Stated goal: State only the count of lines in the listing below that hold "React".

Raw data:
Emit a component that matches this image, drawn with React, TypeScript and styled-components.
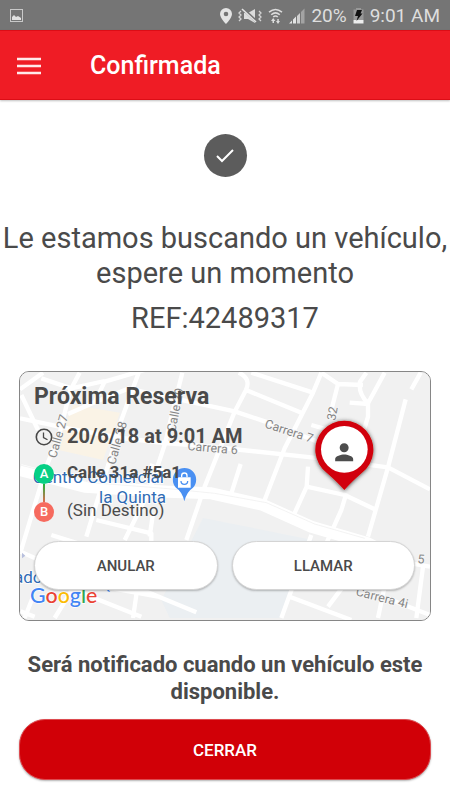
import React from "react";
import styled, { createGlobalStyle } from "styled-components";

const GlobalStyle = createGlobalStyle`
  * { box-sizing: border-box; }
  body {
    margin: 0;
    background: #ffffff;
    color: #4a4a4a;
    font-family: Roboto, "Liberation Sans", sans-serif;
  }
  h1, h2, p, ul { margin: 0; padding: 0; }
  button { font-family: inherit; cursor: pointer; }
`;

const StatusBar = styled.div`
  display: flex;
  align-items: center;
  justify-content: space-between;
  height: 30px;
  padding: 1px 10px 0;
  background: #757575;
  color: #dedede;
  font-size: 19px;
  line-height: 29px;
`;

const StatusGroup = styled.div`
  display: flex;
  align-items: center;
  gap: 6px;
`;

const AppBar = styled.header`
  display: flex;
  align-items: center;
  gap: 49px;
  height: 70px;
  padding: 2px 17px 0;
  background: #ef1c25;
  border-top: 1px solid #dc0d16;
  border-bottom: 1px solid #dc0d16;
  box-shadow: 0 1px 2px rgba(0, 0, 0, 0.25);
`;

const MenuButton = styled.button`
  display: flex;
  padding: 0;
  border: 0;
  background: none;
`;

const Title = styled.h1`
  color: #ffffff;
  font-size: 25px;
  font-weight: 500;
  line-height: 32px;
`;

const Content = styled.main`
  display: flex;
  flex-direction: column;
  padding: 34px 0 20px;
`;

const DoneBadge = styled.div`
  display: flex;
  align-items: center;
  justify-content: center;
  align-self: center;
  width: 43px;
  height: 43px;
  border-radius: 50%;
  background: #5c5c5c;
`;

const Headline = styled.p`
  margin-top: 44px;
  font-size: 29px;
  line-height: 35px;
  text-align: center;
`;

const Reference = styled.p`
  margin-top: 10px;
  font-size: 29px;
  line-height: 35px;
  text-align: center;
`;

const Card = styled.section`
  position: relative;
  margin: 35px 19px 0;
  padding: 11px 15px 30px 14px;
  overflow: hidden;
  border: 1px solid #868686;
  border-radius: 10px;
  background: #f1f1f1;
`;

const MapLayer = styled.svg`
  position: absolute;
  inset: 0;
  width: 100%;
  height: 100%;
`;

const CardBody = styled.div`
  position: relative;
`;

const CardTitle = styled.h2`
  font-size: 23px;
  font-weight: 700;
  line-height: 28px;
`;

const Row = styled.div`
  display: flex;
  align-items: center;
  gap: 13px;
  line-height: 20px;
`;

const DateRow = styled(Row)`
  margin-top: 15px;
  font-size: 20px;
  font-weight: 700;
`;

const Stops = styled.div`
  margin-top: 18px;
  font-size: 17px;
`;

const StopName = styled.span<{ $strong?: boolean }>`
  padding-bottom: 3px;
  line-height: 17px;
  font-weight: ${(p) => (p.$strong ? 700 : 400)};
`;

const Marker = styled.span<{ $color: string }>`
  width: 20px;
  height: 20px;
  border-radius: 50%;
  background: ${(p) => p.$color};
  color: #ffffff;
  font-size: 13px;
  font-weight: 500;
  line-height: 20px;
  text-align: center;
`;

const Connector = styled.div`
  width: 2px;
  height: 18px;
  margin-left: 9px;
  background: linear-gradient(#1fb33c, #e2694f);
`;

const Actions = styled.div`
  display: grid;
  grid-template-columns: 1fr 1fr;
  gap: 14px;
  margin-top: 19px;
`;

const PillButton = styled.button`
  height: 49px;
  border: 1px solid #d4d4d4;
  border-radius: 25px;
  background: #ffffff;
  box-shadow: 0 1px 2px rgba(0, 0, 0, 0.25);
  color: #4a4a4a;
  font-size: 15px;
  font-weight: 500;
`;

const Notice = styled.p`
  margin: 30px 19px 0;
  font-size: 22px;
  font-weight: 700;
  line-height: 27px;
  text-align: center;
`;

const CloseButton = styled.button`
  height: 61px;
  margin: 14px 19px 0;
  border: 1px solid #dd4a4f;
  border-radius: 26px;
  background: #d10007;
  box-shadow: 0 1px 2px rgba(0, 0, 0, 0.3);
  color: #ffffff;
  font-size: 17px;
  font-weight: 500;
`;

const PictureIcon = () => (
  <svg width="13" height="13" viewBox="0 0 13 13" aria-hidden="true">
    <rect x="0.5" y="0.5" width="12" height="12" fill="none" stroke="#c9c9c9" />
    <path d="M2 11V8l2-2 2 2 2-1 3 2v2z" fill="#e2e2e2" />
  </svg>
);

const PlaceIcon = () => (
  <svg width="12" height="16" viewBox="0 0 12 16" aria-hidden="true">
    <path
      fillRule="evenodd"
      fill="#e4e4e4"
      d="M6 0a6 6 0 0 0-6 6c0 4 6 10 6 10s6-6 6-10a6 6 0 0 0-6-6zm0 3.700a2.300 2.300 0 1 1 0 4.600 2.300 2.300 0 0 1 0-4.600z"
    />
  </svg>
);

const MuteIcon = () => (
  <svg width="24" height="16" viewBox="0 0 24 16" aria-hidden="true">
    <path d="M6 5h4l7-4v14l-7-4H6z" fill="#dcdcdc" />
    <path d="M5 1l14 13" stroke="#757575" strokeWidth="3" />
    <path d="M4 1l14 13" stroke="#e2e2e2" strokeWidth="1.6" />
    <path
      d="M3 3L1 5l2 2-2 2 2 2-2 2M21 3l2 2-2 2 2 2-2 2 2 2"
      fill="none"
      stroke="#d4d4d4"
      strokeWidth="1.3"
    />
  </svg>
);

const WifiIcon = () => (
  <svg width="15" height="16" viewBox="0 0 15 16" aria-hidden="true">
    <g fill="none" stroke="#dcdcdc" strokeWidth="1.5">
      <path d="M1 4.200Q7.500-1.200 14 4.200" />
      <path d="M3.200 6.800Q7.500 3 11.800 6.800" />
      <path d="M5.200 9Q7.500 7 9.800 9" />
    </g>
    <path d="M3 13l2.200-3 2.200 3h-1.400v2H4.500v-2zM8 13h1.300v-2h1.500v2H12l-2 3z" fill="#dcdcdc" />
  </svg>
);

const SignalIcon = () => (
  <svg width="16" height="16" viewBox="0 0 16 16" aria-hidden="true">
    <path d="M0 15.500h3v-3zM4 15.500h3v-7l-3 3z" fill="#e4e4e4" />
    <path d="M8 15.500h3V5L8 8z" fill="#d0d0d0" />
    <path d="M12 15.500h3.500V0.500L12 4z" fill="#a3a3a3" />
  </svg>
);

const BatteryIcon = () => (
  <svg width="11" height="17" viewBox="0 0 11 17" aria-hidden="true">
    <path d="M3 1h5v1.500h2.500V13H.5V2.500H3z" fill="#989898" />
    <path d="M.5 13h10v3.500H.5z" fill="#ededed" />
    <path d="M4 3h5L7.500 6.500H9.500L3.500 14 5 9H2z" fill="#111111" />
  </svg>
);

const ClockIcon = () => (
  <svg width="20" height="20" viewBox="0 0 20 20" aria-hidden="true">
    <g transform="translate(0 1)" fill="none" stroke="#474747" strokeWidth="1.600">
      <circle cx="10" cy="10" r="7.700" />
      <path d="M9.500 5.500v5l4 2.300" strokeWidth="1.300" />
    </g>
  </svg>
);

const CityMap = () => (
  <MapLayer viewBox="6 6 1230 744" preserveAspectRatio="xMidYMid slice" role="img" aria-label="Mapa">
    <defs>
      <filter id="pinShadow" x="-20%" y="-20%" width="140%" height="140%">
        <feDropShadow dx="0" dy="2" stdDeviation="6" floodColor="#000000" floodOpacity="0.7" />
      </filter>
    </defs>
    <rect x="6" y="6" width="1230" height="744" fill="#f1f1f1" />
    <path d="M165 104L306 128 255 270 112 238z" fill="#faf3e6" />
    <path d="M555 444L885 510 785 744H455L430 690z" fill="#ebeff2" />

    <g fill="none" stroke="#ffffff" strokeWidth="13" strokeLinejoin="round">
      <path d="M6 58L75 8" />
      <path d="M185 8L160 55 70 25" />
      <path d="M10 75L60 180" />
      <path d="M6 145L150 175 310 204 440 219 560 228 880 262 1110 292 1236 358" />
      <path d="M160 48L125 190 85 290 8 545" />
      <path d="M150 132L230 97 330 56 500 92 650 124 740 154 900 215" />
      <path d="M230 97L260 35 380 0M160 55L260 33" />
      <path d="M362 8L310 150 275 270 205 500" />
      <path d="M493 8L470 100 440 225 395 360 320 510" />
      <path d="M662 8Q700 25 684 60L650 125 560 350 505 510" />
      <path d="M684 60L850 128M700 8L885 68" />
      <path d="M910 8L885 68 800 235 740 390" />
      <path d="M910 8L960 42 935 140M960 42L1035 45M1050 100V140L1035 190M880 165L950 185" />
      <path d="M1100 8L1050 100Q1020 70 1026 35L1045 8M995 98L1052 102" />
      <path d="M1208 8L1180 58M1163 88L1110 292 1050 500" />
      <path d="M870 290L866 350 825 440M866 350L980 375 1075 420" />
      <path d="M668 282L640 370M395 285L445 305" />
      <path d="M985 370L970 420 925 520" />
      <path d="M235 450L400 490V515M405 430L395 500M100 495L180 520" />
      <path d="M8 545L130 600M45 620L155 655 370 740M165 655L110 744M20 744L45 680M360 640L345 744" />
      <path d="M350 650L535 727M8 724L50 740M255 650L420 680" />
      <path d="M880 495L790 744M815 680L1000 750M975 650L930 710M1110 600L1080 744M1120 690L1236 735M1060 560L1236 590M1215 590L1195 744" />
    </g>

    <g fill="none" strokeLinejoin="round">
      <path d="M6 300L200 350 450 365 580 370 735 405 880 470 1050 520 1110 550" stroke="#ffffff" strokeWidth="36" />
      <path d="M6 285L220 338 450 356 590 370 745 398 890 462 1040 505" stroke="#ededed" strokeWidth="2" />
    </g>

    <path d="M12 548l10 9-10 8z" fill="#b7bfdd" />
    <path d="M265 650l12 16-8-2z" fill="#4285f4" />

    <g fill="#858585" fontSize="37" stroke="#f7f7f7" strokeWidth="5" paintOrder="stroke">
      <text transform="translate(114 266) rotate(-74)">Calle 27</text>
      <text transform="translate(291 286) rotate(-74)">Calle 28</text>
      <text transform="translate(472 187) rotate(-79)">Calle 29</text>
      <text transform="translate(738 172) rotate(18)">Carrera 7</text>
      <text transform="translate(508 240) rotate(5)">Carrera 6</text>
      <text transform="translate(952 153) rotate(-80)">32</text>
      <text transform="translate(1012 676) rotate(14)">Carrera 4i</text>
      <text transform="translate(1198 579) rotate(5)">5</text>
    </g>

    <g fill="#2f6bb5" fontSize="51" stroke="#ffffff" strokeWidth="5" paintOrder="stroke">
      <text x="44" y="340">Centro Comercial</text>
      <text x="243" y="400">la Quinta</text>
      <text x="-12" y="640">ado</text>
    </g>

    <g>
      <path d="M499 394Q493 365 474 353A35 35 0 1 1 525 353Q506 365 499 394z" fill="#4a90f2" />
      <path d="M480 322h38v31h-38z" fill="#ffffff" />
      <path d="M491 322v-5a8 8 0 0 1 16 0v5" fill="none" stroke="#ffffff" strokeWidth="4" />
      <path d="M489 333a10 10 0 0 0 20 0" fill="none" stroke="#4a90f2" strokeWidth="4" />
    </g>

    <text
      x="36"
      y="698"
      fontFamily="Lato, sans-serif"
      fontSize="64"
      fontWeight="500"
      stroke="#ffffff"
      strokeWidth="4"
      paintOrder="stroke"
    >
      <tspan fill="#4285f4">G</tspan>
      <tspan fill="#ea4335">o</tspan>
      <tspan fill="#fbbc05">o</tspan>
      <tspan fill="#4285f4">g</tspan>
      <tspan fill="#34a853">l</tspan>
      <tspan fill="#ea4335">e</tspan>
    </text>

    <g>
      <path
        d="M979 360Q960 338 927 309A87 87 0 1 1 1031 309Q998 338 979 360z"
        fill="#d10007"
        filter="url(#pinShadow)"
      />
      <circle cx="979" cy="238" r="70" fill="#ffffff" />
      <path
        transform="translate(938 206) scale(3.375)"
        fill="#4d4d4d"
        d="M12 12c2.210 0 4-1.790 4-4s-1.790-4-4-4-4 1.790-4 4 1.790 4 4 4zm0 2c-2.670 0-8 1.340-8 4v2h16v-2c0-2.660-5.330-4-8-4z"
      />
    </g>
  </MapLayer>
);

export default function App() {
  return (
    <>
      <GlobalStyle />
      <StatusBar>
        <PictureIcon />
        <StatusGroup>
          <PlaceIcon />
          <MuteIcon />
          <WifiIcon />
          <SignalIcon />
          <span>20%</span>
          <BatteryIcon />
          <time>9:01 AM</time>
        </StatusGroup>
      </StatusBar>

      <AppBar>
        <MenuButton type="button" aria-label="Menú">
          <svg width="24" height="18" viewBox="0 0 24 18" aria-hidden="true">
            <path d="M0 2h24M0 9h24M0 16h24" stroke="#ffe9ea" strokeWidth="2.500" />
          </svg>
        </MenuButton>
        <Title>Confirmada</Title>
      </AppBar>

      <Content>
        <DoneBadge>
          <svg width="18" height="14" viewBox="0 0 18 14" aria-hidden="true">
            <path d="M1 7l5 5L17 1" fill="none" stroke="#ffffff" strokeWidth="2" />
          </svg>
        </DoneBadge>
        <Headline>Le estamos buscando un vehículo, espere un momento</Headline>
        <Reference>REF:42489317</Reference>

        <Card>
          <CityMap />
          <CardBody>
            <CardTitle>Próxima Reserva</CardTitle>
            <DateRow>
              <ClockIcon />
              <span>20/6/18 at 9:01 AM</span>
            </DateRow>
            <Stops>
              <Row>
                <Marker $color="#06d085">A</Marker>
                <StopName $strong>Calle 31a #5a1</StopName>
              </Row>
              <Connector />
              <Row>
                <Marker $color="#f66a5e">B</Marker>
                <StopName>(Sin Destino)</StopName>
              </Row>
            </Stops>
            <Actions>
              <PillButton type="button">ANULAR</PillButton>
              <PillButton type="button">LLAMAR</PillButton>
            </Actions>
          </CardBody>
        </Card>

        <Notice>Será notificado cuando un vehículo este disponible.</Notice>
        <CloseButton type="button">CERRAR</CloseButton>
      </Content>
    </>
  );
}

Expected answer: 2